Armenian Baklava

A Pahklava (baklava) a coffee and good company.

Is all I need somedays.

Baklava, known in Armenia as Pahklava is made with layers of Phyllo pastry. Between the sheets is generous layers of butter, and chopped up nuts such as walnuts, pistachios, almonds and cashews. The layers are also sprinkled with honey, cinnamon and sugar.

Originally knows as a richmans dessert, this dish originated around the 8th B.C by the Assyrians. It was baked in their primitive wood ovens and enjoyed occasionally as a kings meal. While is it popular is Armenia, it is also enjoyed by the Turkish, Greek, Iranians, Azerbaijans, Turks and many other middle eastern countries. I decided to do the Armenian variant for the weeks food challenge.

How blessed are we that food is no longer just a bare necessity for some, but something that you could get creative with and pose as means of enjoyment. This is what I felt when I made this. I placed the sheets, jar of honey, bottle of cinnamon, bottle of nutmeg and cup of pistachios on the table, took a seat, turned on my favourite show for binge watching and just sat there applying butter on the sheet, while filling it with honey, spices and nuts. It is a slow job, since the layers are so thin and needs a lot of sheets. But satisfying also, the kind you may get popping a bubble wrap. Well, until I realised by babies only nap for so long, and this definitely is a timely process. 

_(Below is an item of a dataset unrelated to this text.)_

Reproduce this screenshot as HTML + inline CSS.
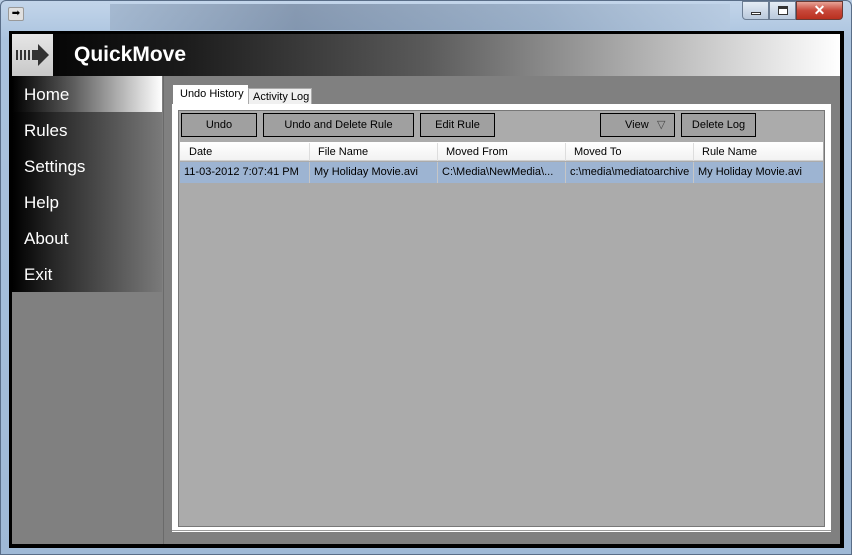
<!DOCTYPE html>
<html><head><style>
*{margin:0;padding:0;box-sizing:border-box}
body{width:852px;height:555px;overflow:hidden;background:#b9cde4;font-family:"Liberation Sans",sans-serif;position:relative}
.abs{position:absolute;white-space:nowrap}
.frame{left:0;top:0;width:852px;height:555px;background:linear-gradient(180deg,#c3d5ea 0,#aac3de 40px,#9fb9d6 100%);border:1px solid #5a6e88;border-radius:6px 6px 0 0}
.blur{left:110px;top:4px;width:620px;height:26px;background:linear-gradient(90deg,#9aaec6,#6f819a 30%,#8ea3bc 70%,#b6c9df);opacity:.7}
.client{left:9px;top:31px;width:835px;height:517px;background:#000}
.inner{left:12px;top:34px;width:828px;height:510px;background:#808080}
.hdr{left:12px;top:34px;width:828px;height:42px;background:linear-gradient(90deg,#000 0,#1a1a1a 20%,#5a5a5a 50%,#bdbdbd 80%,#fff 100%)}
.logo{left:12px;top:34px;width:41px;height:42px;background:linear-gradient(#e6e6e6,#c8c8c8)}
.title{left:74px;top:43px;color:#fff;font-weight:bold;font-size:21px}
.menu{left:12px;top:112px;width:150px;height:180px;background:linear-gradient(90deg,#000,#2a2a2a 30%,#7a7a7a)}
.home{left:12px;top:76px;width:150px;height:36px;background:linear-gradient(90deg,#000,#5a5a5a 40%,#fff)}
.mi{left:24px;color:#fff;font-size:17px}
.sep{left:163px;top:76px;width:1px;height:468px;background:#6a6a6a}
.tabs{font-size:11px;color:#000}
.btn{position:absolute;top:113px;height:24px;border:1px solid #000;background:#a0a0a0;font-size:11px;text-align:center;line-height:22px;white-space:nowrap}
.th{position:absolute;top:143px;height:18px;font-size:11px;line-height:18px;padding-left:8px;border-right:1px solid #ddd;white-space:nowrap}
.td{position:absolute;top:162px;height:21px;font-size:11px;line-height:21px;padding-left:4px;border-right:1px solid #c6c6c6;white-space:nowrap;overflow:hidden}
</style></head><body>
<div class="abs frame"></div>
<div class="abs blur"></div>
<div class="abs" style="left:8px;top:7px;width:16px;height:14px;background:#e0e0e0;border:1px solid #999;border-radius:2px;font-size:10px;line-height:11px;text-align:center">➡</div>
<div class="abs" style="left:742px;top:1px;width:27px;height:19px;background:linear-gradient(#e4ecf5,#b9c9dc);border:1px solid #6b7d93;border-radius:0 0 0 4px"><div class="abs" style="left:8px;top:10px;width:10px;height:3px;background:#fff;border:1px solid #333"></div></div>
<div class="abs" style="left:769px;top:1px;width:27px;height:19px;background:linear-gradient(#e4ecf5,#b9c9dc);border:1px solid #6b7d93"><div class="abs" style="left:8px;top:4px;width:10px;height:9px;border:1px solid #333;border-top-width:3px;background:#fff"></div></div>
<div class="abs" style="left:796px;top:1px;width:47px;height:19px;background:linear-gradient(#e8a497,#c8483a 50%,#b9301f);border:1px solid #6b3a34;border-radius:0 0 4px 0;color:#fff;font-weight:bold;font-size:14px;text-align:center;line-height:17px">✕</div>
<div class="abs client"></div>
<div class="abs inner"></div>
<div class="abs hdr"></div>
<div class="abs logo"><svg width="41" height="42"><g fill="#333"><rect x="4" y="16" width="2" height="10"/><rect x="8" y="16" width="2" height="10"/><rect x="12" y="16" width="2" height="10"/><rect x="16" y="16" width="2" height="10"/><path d="M20 16h6v-6l11 11-11 11v-6h-6z"/></g></svg></div>
<div class="abs title">QuickMove</div>
<div class="abs home"></div>
<div class="abs menu"></div>
<div class="abs mi" style="top:85px">Home</div>
<div class="abs mi" style="top:121px">Rules</div>
<div class="abs mi" style="top:157px">Settings</div>
<div class="abs mi" style="top:193px">Help</div>
<div class="abs mi" style="top:229px">About</div>
<div class="abs mi" style="top:265px">Exit</div>
<div class="abs sep"></div>
<div class="abs" style="left:172px;top:104px;width:659px;height:428px;background:#fff"></div>
<div class="abs" style="left:172px;top:530px;width:659px;height:1px;background:#9a9a9a"></div>
<div class="abs tabs" style="left:173px;top:85px;width:75px;height:20px;background:#fff;padding:3px 0 0 7px">Undo History</div>
<div class="abs tabs" style="left:248px;top:88px;width:64px;height:16px;background:#f0f0f0;border:1px solid #aaa;border-bottom:none;padding:2px 0 0 4px">Activity Log</div>
<div class="abs" style="left:178px;top:110px;width:647px;height:417px;background:#ababab;border:1px solid #777"></div>
<div class="btn" style="left:181px;width:76px">Undo</div>
<div class="btn" style="left:263px;width:151px">Undo and Delete Rule</div>
<div class="btn" style="left:420px;width:75px">Edit Rule</div>
<div class="btn" style="left:600px;width:75px;text-align:left;padding-left:24px">View <span style="position:absolute;left:56px;top:0;color:#444">▽</span></div>
<div class="btn" style="left:681px;width:75px">Delete Log</div>
<div class="abs" style="left:180px;top:142px;width:643px;height:19px;background:linear-gradient(#fff,#f2f2f2);border-bottom:1px solid #d0d0d0"></div>
<div class="th" style="left:181px;width:129px">Date</div>
<div class="th" style="left:310px;width:128px">File Name</div>
<div class="th" style="left:438px;width:128px">Moved From</div>
<div class="th" style="left:566px;width:128px">Moved To</div>
<div class="th" style="left:694px;width:128px;border:none">Rule Name</div>
<div class="abs" style="left:180px;top:162px;width:643px;height:21px;background:#9db4d2"></div>
<div class="td" style="left:180px;width:130px">11-03-2012 7:07:41 PM</div>
<div class="td" style="left:310px;width:128px">My Holiday Movie.avi</div>
<div class="td" style="left:438px;width:128px">C:\Media\NewMedia\...</div>
<div class="td" style="left:566px;width:128px">c:\media\mediatoarchive</div>
<div class="td" style="left:694px;width:128px;border:none">My Holiday Movie.avi</div>
</body></html>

I ended up under baking the pakhlava, in my hurry to eat it before my little ones woke up. I skipped the part where the baked pastry is dunked in sugar syrup, for obvious reasons!  Still, it was very tasty. Who can go wrong with honey and pistachios right! And I was so glad I attempted making a it! Before my daughter was born, we used to spend evenings at this beautiful cafe’ where they serve middle eastern sweets and coffee. This is how I got introduced to baklava, with sweet memories. At the time, I had always been intimidated with how complex, yet rich and and elegant it is. So to attempt making it, and coming out somewhat triumphed is definitely a victory. Also, my son really like it. I am now a guilty mom who has shamelessly introduced sweets to a child who was not really interested in it. Oh well, at least it’s made with a lot of love.